Decades later, the Mapuche proved Tucapel was no fluke. In 1598, under the leadership of Toqui Pelantaro, they achieved a monumental victory at the Battle of Curalaba. This catastrophic Spanish defeat triggered a massive indigenous uprising known as the “Destruction of the Seven Cities.”

The Mapuche systematically burned Spanish settlements to the ground, forcing the empire to do the unthinkable: retreat. The Spanish entirely abandoned their colonial ambitions south of the Bío Bío River.

An Empire Forced to Bow

The Spanish Crown finally realized that conquering the Mapuche was a military and economic black hole. To hold the line, they were forced to establish a standing, professional army in Chile, funded by a massive royal subsidy.

The Bío Bío River became a heavily fortified, de facto border. The war of conquest morphed into a tense frontier standoff characterized by cross-border raids and, shockingly, formal diplomacy.

In 1641, the Spanish Empire did something they had never done before, and would rarely do again. At the Parliament of Quillín, Spanish officials sat down with Mapuche leaders and formally signed a treaty recognizing the independence of the Mapuche nation south of the Bío Bío River. It was a stunning legal concession. The indigenous people had drawn a line on the map that the world’s most powerful empire agreed not to cross.

For the entirety of the colonial period, the Mapuche successfully defended their sovereignty.
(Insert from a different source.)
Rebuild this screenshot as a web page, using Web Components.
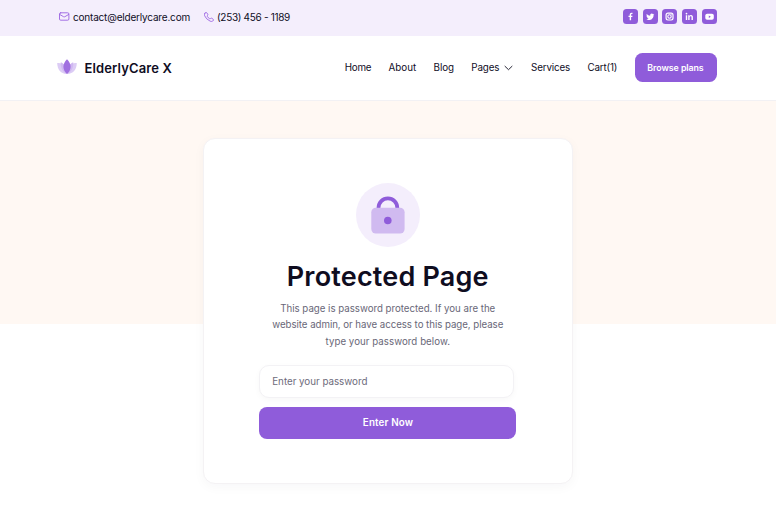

It wasn’t until the late 19th century that the newly independent Republic of Chile finally annexed the region, requiring the overwhelming technological advantage of the Industrial Revolution to finally break the Mapuche resistance.

But for over 300 years, the Mapuche stood as a defiant anomaly in the history of the Americas: a people who looked the conquering Spanish war machine in the eye, learned its secrets, and forced an empire to its knees.